The essentials of traditional interior design focus on the use of materials that have been used in homes for centuries. Homeowners who wish to create a traditional ambiance in their home should ensure that all items and fixtures used in their design represent a single era and style.
A traditional interior design uses metalwork and metal items from the pre-steel eras to evoke a sense of nostalgia and hominess. Wrought iron is well-known for its use in decorative accents, as well as in furniture sporting intricate, abstract metal patterns. Bronze, which has been traditionally used to sculpt statues and make tools, is synonymous with Old World artistry. Sterling silver has been a staple in traditional interior design and its use is comparable to that of stainless steel in modern design.
Distressed wood finishes add a classical, almost rustic touch to a traditional interior. The worn-out texture of wood grain lends casual realism to homes with classic themes. Rich, dark mahogany wood was a popular material in Northern European furniture designs during Victorian and Rococo aesthetic eras, making it an excellent choice for homes with eighteenth and nineteenth-century themes. Oak is a common, timeless material favored by many traditional designers who desire their furnishings to emulate twentieth-century design.

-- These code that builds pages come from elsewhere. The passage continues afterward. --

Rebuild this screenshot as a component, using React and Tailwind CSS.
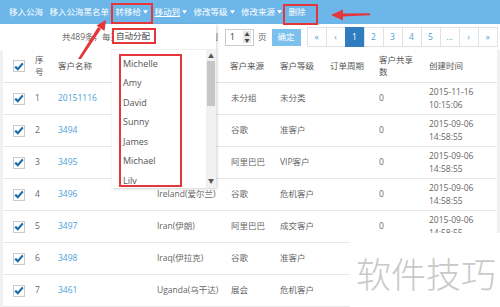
const ROWS = [
  { no: 1, name: '20151116', country: '', source: '未分组', level: '未分类', share: '0', date: '2015-11-16', time: '10:15:06' },
  { no: 2, name: '3494', country: 'Iceland(冰岛)', source: '谷歌', level: '准客户', share: '0', date: '2015-09-06', time: '14:58:55' },
  { no: 3, name: '3495', country: 'India(印度)', source: '阿里巴巴', level: 'VIP客户', share: '0', date: '2015-09-06', time: '14:58:55' },
  { no: 4, name: '3496', country: 'Ireland(爱尔兰)', source: '谷歌', level: '危机客户', share: '0', date: '2015-09-06', time: '14:58:55' },
  { no: 5, name: '3497', country: 'Iran(伊朗)', source: '阿里巴巴', level: '成交客户', share: '0', date: '2015-09-06', time: '14:58:55' },
  { no: 6, name: '3498', country: 'Iraq(伊拉克)', source: '谷歌', level: '准客户', share: '', date: '', time: '' },
  { no: 7, name: '3461', country: 'Uganda(乌干达)', source: '展会', level: '危机客户', share: '', date: '', time: '' },
]

const USERS = ['Michelle', 'Amy', 'David', 'Sunny', 'James', 'Michael', 'Lilv']
const PAGES = ['«', '‹', '1', '2', '3', '4', '5', '...', '›', '»']

const COLS = 'grid grid-cols-[28px_23px_99px_73px_50px_50px_49px_50px_78px]'

function Caret() {
  return (
    <svg width="5" height="4" viewBox="0 0 6 4" className="ml-[2px] inline-block">
      <path d="M0 0h6L3 4z" fill="#fff" />
    </svg>
  )
}

function Check() {
  return (
    <span className="w-[12px] h-[12px] border border-[#c9c9c9] bg-white flex items-center justify-center">
      <svg width="10" height="9" viewBox="0 0 10 9">
        <path d="M1.2 4.6l2.6 2.6L8.8 1.4" fill="none" stroke="#1d6aa8" strokeWidth="2.2" />
      </svg>
    </span>
  )
}

export default function App() {
  return (
    <div className="relative w-[500px] h-[307px] overflow-hidden bg-[#f1f1f1] text-[8.5px] leading-[12.5px] text-[#666] font-['Open_Sans','Noto_Sans_CJK_SC',sans-serif]">
      {/* toolbar */}
      <div className="h-[24px] bg-[#6db6e9] flex items-center pl-[9px] gap-[6.5px] text-white">
        <span>移入公海</span>
        <span>移入公海黑名单</span>
        <span className="flex items-center">转移给<Caret /></span>
        <span className="flex items-center"><span className="underline">移动到</span><Caret /></span>
        <span className="flex items-center">修改等级<Caret /></span>
        <span className="flex items-center">修改来源<Caret /></span>
        <span>删除</span>
      </div>

      {/* pager row */}
      <div className="h-[26px] bg-white flex items-center">
        <div className="ml-[62px] w-[156px] flex items-center">
          <span>共489条，每页</span>
          <span className="ml-auto">跳到</span>
        </div>
        <div className="ml-[7px] w-[29px] h-[17px] border border-[#ccc] flex items-center justify-between pl-[4px] pr-[2px] text-[#333]">
          <span>1</span>
          <span className="w-[8px] h-[12px] bg-[#e6e6e6] text-[5px] leading-[6px] text-center text-[#444]">▲<br />▼</span>
        </div>
        <span className="ml-[4px]">页</span>
        <span className="ml-[5px] w-[29px] h-[17px] bg-[#7cc0ee] text-white flex items-center justify-center">确定</span>
        <div className="ml-[6px] flex">
          {PAGES.map((p, i) => (
            <span
              key={i}
              className={
                p === '1'
                  ? 'w-[20px] h-[20px] -ml-px first:ml-0 flex items-center justify-center border border-[#2f7cbf] bg-[#2f7cbf] text-white'
                  : 'w-[20px] h-[20px] -ml-px first:ml-0 flex items-center justify-center border border-[#e2e2e2] bg-white text-[#4d9fd6]'
              }
            >
              {p}
            </span>
          ))}
        </div>
      </div>

      {/* table */}
      <div className="ml-[3px] mr-[3px] bg-white">
        <div className={COLS + ' h-[33px] items-center border-b border-[#e3e3e3] text-[#555]'}>
          <div className="flex justify-center pl-[3px]"><Check /></div>
          <div className="pl-[4px]">序<br />号</div>
          <div className="pl-[4px]">客户名称</div>
          <div className="pl-[4px]">国家</div>
          <div className="pl-[4px]">客户来源</div>
          <div className="pl-[4px]">客户等级</div>
          <div className="pl-[4px]">订单周期</div>
          <div className="pl-[4px]">客户共享<br />数</div>
          <div className="pl-[4px]">创建时间</div>
        </div>
        {ROWS.map((r) => (
          <div key={r.no} className={COLS + ' h-[32px] items-center border-b border-[#e8e8e8]'}>
            <div className="flex justify-center pl-[3px]"><Check /></div>
            <div className="pl-[4px]">{r.no}</div>
            <div className="pl-[4px] text-[#4d9fd6]">{r.name}</div>
            <div className="pl-[4px] whitespace-nowrap">{r.country}</div>
            <div className="pl-[5px]">{r.source}</div>
            <div className="pl-[4px]">{r.level}</div>
            <div className="pl-[4px]"></div>
            <div className="pl-[4px]">{r.share}</div>
            <div className="pl-[4px]">{r.date}{r.time && <br />}{r.time}</div>
          </div>
        ))}
      </div>

      {/* transfer dropdown */}
      <div className="absolute left-[112px] top-[24px] w-[104px] h-[164px] bg-white shadow-[1px_1px_3px_rgba(0,0,0,0.18)] flex flex-col overflow-hidden">
        <div className="h-[22px] shrink-0 flex items-center pl-[4px] pt-[2px] text-[#444]">自动分配</div>
        <div className="flex-1 min-h-0 flex border-t border-[#efefef] mt-[3px] overflow-hidden">
          <div className="flex-1 pt-[4px] pl-[11px] text-[#555] text-[9px]">
            {USERS.map((u) => (
              <div key={u} className="h-[19.5px] flex items-center">{u}</div>
            ))}
          </div>
          <div className="w-[10px] bg-[#f1f1f1] flex flex-col items-center text-[6px] leading-[8px] text-[#555]">
            <span className="mt-[2px]">▲</span>
            <div className="w-[8px] h-[45px] mt-[1px] bg-[#c6c6c6]" />
            <span className="mt-auto mb-[3px]">▼</span>
          </div>
        </div>
      </div>

      {/* annotations */}
      <div className="absolute left-[111px] top-[3px] w-[42px] h-[21px] border-2 border-[#e5363c]" />
      <div className="absolute left-[112px] top-[28px] w-[44px] h-[16px] border-2 border-[#e5363c]" />
      <div className="absolute left-[119px] top-[54px] w-[63px] h-[133px] border-2 border-[#e5363c]" />
      <div className="absolute left-[283px] top-[4px] w-[35px] h-[21px] border-2 border-[#e5363c]" />
      <svg className="absolute left-0 top-0" width="500" height="307" viewBox="0 0 500 307">
        <polygon points="78,59 81,59 101,29 98,27" fill="#e5363c" />
        <polygon points="106,20 104.5,31 96.5,25.5" fill="#e5363c" />
        <polygon points="342,13.6 370,13.2 370,15.2 342,16.4" fill="#e5363c" />
        <polygon points="331,15 343,9.5 343,20.5" fill="#e5363c" />
      </svg>

      {/* watermark */}
      <div className="absolute left-[350px] top-[233px] right-0 bottom-0 bg-white flex items-center pl-[6px] pt-[4px]">
        <span className="text-[35px] leading-none font-light text-[#c9c9c9] font-['Noto_Sans_CJK_SC',sans-serif]">软件技巧</span>
      </div>
    </div>
  )
}
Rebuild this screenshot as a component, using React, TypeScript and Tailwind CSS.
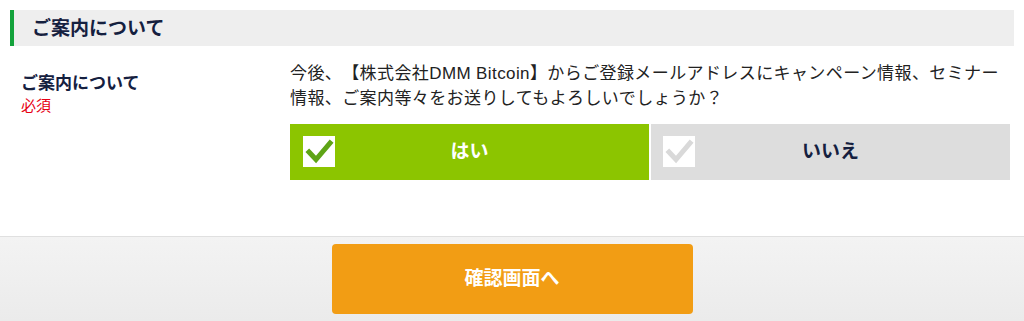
const font = { fontFamily: '"Liberation Sans", "Noto Sans CJK JP", "Noto Sans", sans-serif' };

const Check = ({ color }: { color: string }) => (
  <svg viewBox="0 0 32 31" className="w-[32px] h-[31px]">
    <rect x="0" y="0" width="32" height="31" fill="#ffffff" />
    <polyline
      points="6,16 13,23.5 27,7"
      fill="none"
      stroke={color}
      strokeWidth="5"
      strokeLinecap="square"
    />
  </svg>
);

const App = () => {
  return (
    <div
      className="w-full h-[321px] bg-white flex flex-col overflow-hidden text-[#333333] [text-spacing-trim:space-all]"
      style={font}
    >
      {/* Section header */}
      <div className="px-[10px] pt-[10px]">
        <div className="h-[36px] flex items-center bg-[#eeeeee] border-l-4 border-[#13a23b] pl-[18px]">
          <span className="text-[19px] font-bold text-[#15203f] leading-none">ご案内について</span>
        </div>
      </div>

      {/* Form row */}
      <div className="flex flex-1">
        <div className="w-[290px] pl-[21px] pt-[26px] flex flex-col">
          <span className="text-[17px] font-bold text-[#15203f] leading-[23px]">ご案内について</span>
          <span className="text-[15px] text-[#e60012] leading-[22px]">必須</span>
        </div>
        <div className="w-[730px] pt-[15px]">
          <p className="text-[17px] leading-[25px] tracking-[0.4px] text-[#222222]">
            今後、【株式会社DMM Bitcoin】からご登録メールアドレスにキャンペーン情報、セミナー
            <br />
            情報、ご案内等々をお送りしてもよろしいでしょうか？
          </p>
          <div className="mt-[13px] w-[720px] flex gap-[2px]">
            <button className="flex-1 h-[56px] bg-[#8cc500] flex items-center relative">
              <span className="absolute left-[13px] top-[12px]">
                <Check color="#5ea416" />
              </span>
              <span className="flex-1 text-center text-white text-[19px] font-bold">はい</span>
            </button>
            <button className="flex-1 h-[56px] bg-[#dddddd] flex items-center relative">
              <span className="absolute left-[12px] top-[12px]">
                <Check color="#d9d9d9" />
              </span>
              <span className="flex-1 text-center text-[#15203f] text-[19px] font-bold">いいえ</span>
            </button>
          </div>
        </div>
      </div>

      {/* Footer */}
      <div className="h-[85px] border-t border-[#e0e0e0] bg-gradient-to-b from-[#f3f3f3] to-[#ebebeb] flex justify-center pt-[7px]">
        <button className="w-[361px] h-[70px] rounded-[4px] bg-[#f29d14] text-white text-[19px] font-bold">
          確認画面へ
        </button>
      </div>
    </div>
  );
};

export default App;
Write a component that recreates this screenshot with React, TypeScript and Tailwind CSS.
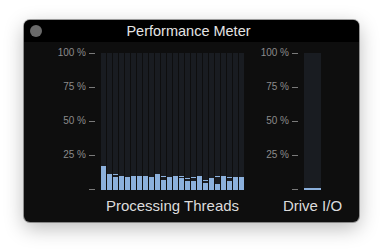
const threads = [
  { v: 24 }, { v: 16 }, { v: 13, peak: 16 }, { v: 14 }, { v: 13 }, { v: 14 },
  { v: 14 }, { v: 14 }, { v: 13 }, { v: 16 }, { v: 10, peak: 14 }, { v: 13 },
  { v: 14 }, { v: 12, peak: 14 }, { v: 9, peak: 12 }, { v: 9, peak: 13 }, { v: 14 }, { v: 7, peak: 10 },
  { v: 12 }, { v: 6, peak: 14 }, { v: 14 }, { v: 9, peak: 13 }, { v: 13 }, { v: 13 },
];

const ticks = ['100 %', '75 %', '50 %', '25 %', ''];

function Axis({ width }: { width: string }) {
  return (
    <div className={`flex h-[136px] flex-col justify-between ${width}`}>
      {ticks.map((t, i) => (
        <div key={i} className="flex h-0 items-center justify-end">
          <span className="text-[10px] leading-none text-[#8b8b8b]">{t}</span>
          <span className="ml-[3px] mr-[-9px] h-px w-[6px] shrink-0 bg-[#7a7a7a]" />
        </div>
      ))}
    </div>
  );
}

function Column({ v, peak, w }: { v: number; peak?: number; w: string }) {
  return (
    <div className={`relative h-[137px] bg-[#191c21] ${w}`}>
      {peak !== undefined && (
        <div className="absolute left-0 right-0 h-px bg-[#8bb0dc]" style={{ bottom: peak - 1 }} />
      )}
      <div className="absolute bottom-0 left-0 right-0 bg-[#8bb0dc]" style={{ height: v }} />
    </div>
  );
}

export default function App() {
  return (
    <div className="h-[251px] w-[384px] bg-white pl-[24px] pt-[20px] font-['Liberation_Sans',Arial,sans-serif]">
      <div className="w-[335px] overflow-hidden rounded-[6px] bg-[#0e0e0e] shadow-[0_0_0_1px_rgba(0,0,0,0.35),0_6px_20px_rgba(0,0,0,0.28)]">
        <div className="relative flex h-[22px] items-center justify-center bg-black pr-[6px]">
          <div className="absolute left-[6px] top-[5px] h-[12px] w-[12px] rounded-full bg-[#6a6a6a]" />
          <span className="text-[14.5px] leading-[22px] text-[#e4e4e4]">Performance Meter</span>
        </div>
        <div className="flex h-[180px] pt-[11px]">
          <div className="flex items-start">
            <Axis width="w-[62px]" />
            <div className="ml-[15px] flex flex-col items-center">
              <div className="flex gap-px">
                {threads.map((t, i) => (
                  <Column key={i} v={t.v} peak={t.peak} w="w-[5px]" />
                ))}
              </div>
              <div className="mt-[7px] whitespace-nowrap text-[15px] leading-[18px] text-[#dcdcdc]">Processing Threads</div>
            </div>
          </div>
          <div className="flex items-start">
            <Axis width="w-[45px]" />
            <div className="ml-[15px] flex w-[17px] flex-col items-center">
              <Column v={2} w="w-[17px]" />
              <div className="mt-[7px] whitespace-nowrap text-[15px] leading-[18px] text-[#dcdcdc]">Drive I/O</div>
            </div>
          </div>
        </div>
      </div>
    </div>
  );
}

A traditional interior design often includes unique upholstery on all sitting surfaces. For example, silk velvet fabric is commonly used on vintage love seats and bench seats. Dark reds and deep purples are quite popular color choices for such upholstery in Victorian-era furniture pieces. Leather and faux leather are not typically used in traditional upholstery unless some rustic elements have been incorporated into the rest of the design.
Time Warp Consistency
The traditional interior design attempts to recreate the ambiance of a particular era within a home. Decorative pieces and accessories are carefully hand-picked to ensure consistency in chronology. Grandfather clocks and vintage telescopes, for example, go well together in Victorian-styled homes. Similarly, Dutch-style fireplace tiles combine well with reproduction paintings of landscape and genre themes from the Dutch Golden Age.
Light fixtures in traditional settings usually mimic early forms of illumination. Light bulbs, for example, might be shaped like elongated candle flames or places beneath stained glass shades. Lanterns are quite popular in these design, as they recall the times when kerosene and other crude sources were used for illuminating interior spaces. Traditional table and floor lamps should have conical, cloth shades and feature concealed switches.
Traditional design techniques and materials are simple, though proper execution of the design is often not. It can be challenging to take a new home design and fill it with a warm, nostalgic ambiance, but many homeowners find a traditional decorative theme to be a perfect reflection of their aesthetic sense. Whatever your unique aesthetic inclinations, there is likely an era and style to suit your home.